1. The two notches allow for zooming of the lens with my fingers (side notch), and the top notch allows the pop-up flash to pop up with the body stuck as far as possible into the PVC tube.
2. TTL, when used, means everything comes through the lens before it is measured. Flash/sensor position is very flexible for that reason.
3. See above.
Can't wait to see your pictures (and possible arrest stories) with that thing.
I can assure you that the ring light will only be incidental in the arrest report...
Ummm, how much does this thing WEIGH? How much extra time am I going to need in the gym, training to use it? :-)
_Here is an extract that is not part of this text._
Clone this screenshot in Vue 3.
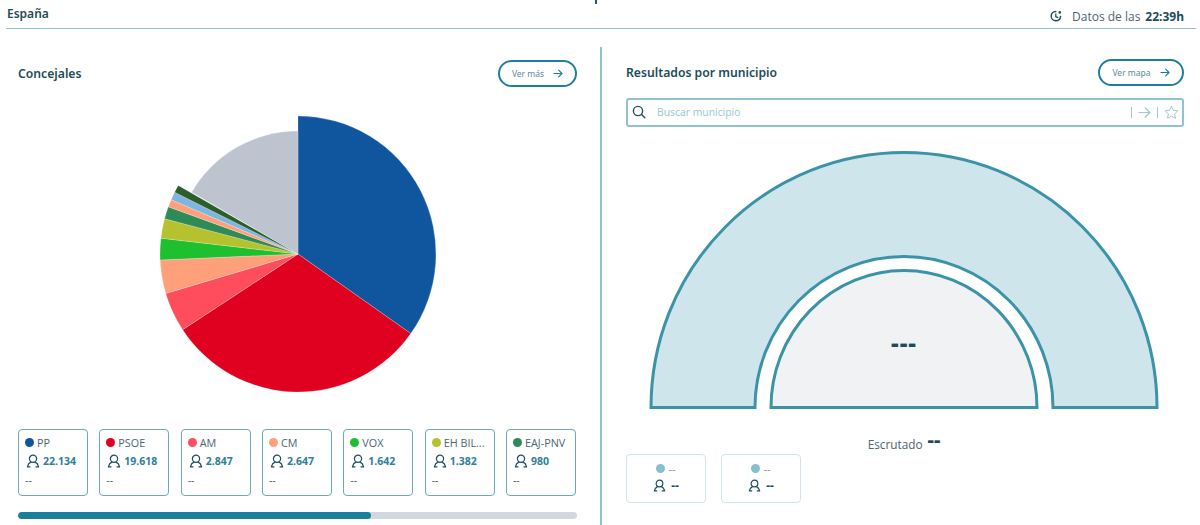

It is, shall we say, substantial. Rough guess: 10 lbs, fully loaded.
I'm sorry, the quality of posting on this site have gone way down. I'd pay $400 to not have to carry this thing around.
Your refund is in the mail. As for the size, nothing smaller really solved my design criteria. I wanted to create something that would have the power to use in more real-world situations. It is much lighter than an ABR800 and a Vagabond battery, FWIW.
Could you cut the length in half by turning the flashes around and bouncing into reflectors? Here is a sketch.
I have thought about that, and might play with that a little in further revisions. Nice sketch.
how much light is wasted, bouncing backwards out of the flash, right back into your face, I wonder? Could the back of this be sealed up, and line it with silver tape?
You need easy access to adjust the flashes. But if you wanna try it, knock yourself out. Please send pictures.
Cool design. Is it powerful enough for a sunny day? A little black paint and a Nikon sticker, and it would look almost professional.
It will overpower full sun at modest portrait ranges. And if anyone reading this works for Nikon and has access to Nikon stickers, hook me up and I will pimp it out after painting...
Can't... stop... laughing.
But you're laughing with me, right? Right? Hello?
At least it wont get stolen.
Dunno... I would not leave it alone at a Strobist meetup, I'll tell you that much.
What level of SPF do you recommend for the model?
I generally only photograph models in full burkas, just to be safe. But I do put sunscreen on my face when I use it.